There are also other reasons. Literary hoaxes may have grander ambitions than a friendly or not so poking, such as changing the course of history, enriching and widening national aesthetic narrative - Book of Veles or James MacPherson's Ossian is what comes to mind. Edward Williams and persona Iolo Morganwg had a significant influence on a neo-druid movement even if he was just masterfully imitating and forging medieval scripts. Also Yuriy Vynnychuck made a big splash with his Ryanghabar's report of The Great Kyiv Plunder of 1240 even he was just poking fun at self-serious scholars.
It also can be just making thing up to fill the required space. Like Victor Yerofeyev and his overview of Canadian literature in the Soviet Literary Encyclopedia. Sometimes hoax is the necessity, because there is no other way to express your thoughts and get your works published without harming yourself (mostly) - like Andrey Sinyavskiy and his Abram Tertz. Because of growing absurdity of political correctness and its unholy alliance with spiteful bigotry - it may soon become a thing.
***
Part of the appeal of literary hoaxes lies in its completely ridiculous ludicrousness. Any way you look at it - it makes sense and it the same time makes no sense. You're on the Moebius strip.
You read it, possibly few times. Some parts of it settle in your memory. You take time to know every detail of it, you dig deep to taste the thick of it - hours and hours pass and by the time you're done with it - you're so involved you don't know what to think. You carry it around like it's a candy cover in your pocket and it grows on you like some kind of a mold. You try not think about it but then it goes again and again and again.
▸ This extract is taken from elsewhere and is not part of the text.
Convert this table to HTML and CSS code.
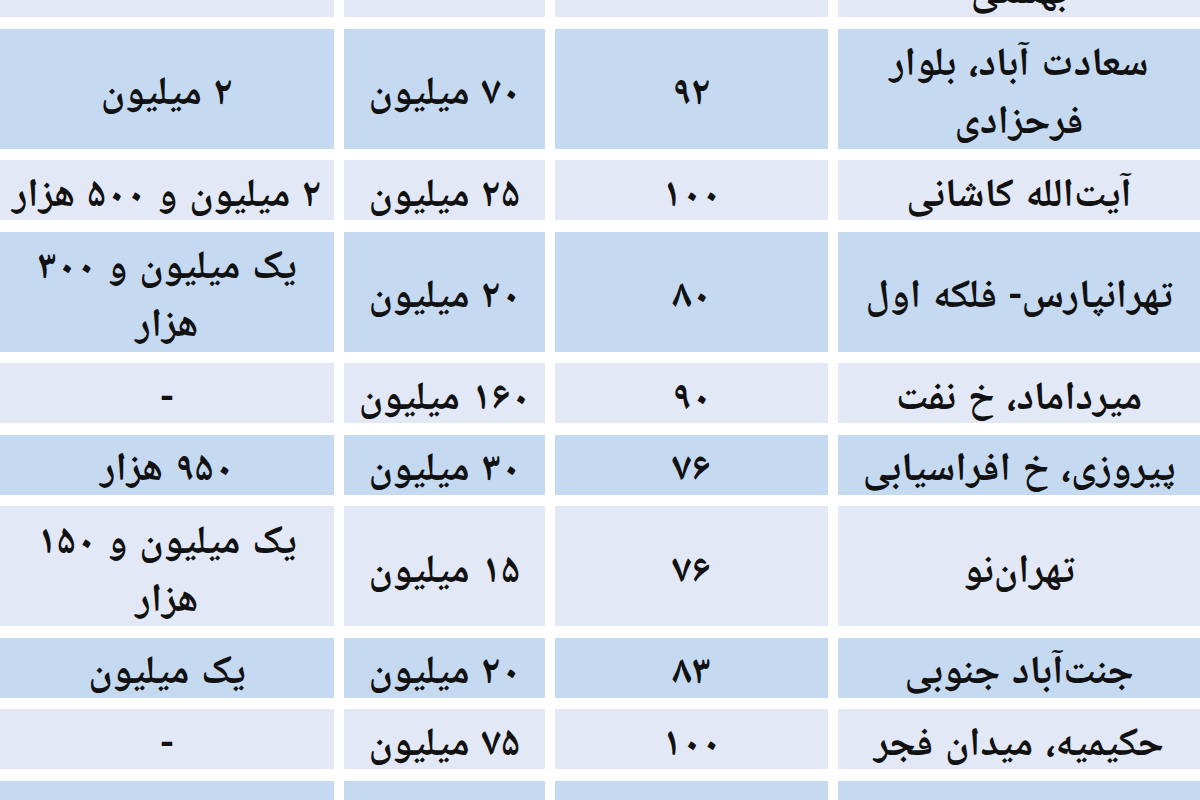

The fact is - the more you think about it - the more you like it. No matter how closely you study, no matter how you take it part, no matter how you break it down - it remains a consistent enigma. "Why?"-part is never fully satisfied. Because it not part of its design.
In the world of tell-all ghostwriting extravaganza literary hoaxes are things-in-itself free of the surrounding world. They exist inside of their own bubble. Hoax offers full experience, complete with biography, background, texts and even meta-rides to the real world in the form of reactions.
You get the experience. You get a little bit wiser, little bit better. You may or may not smile because of it later on a certain occasion.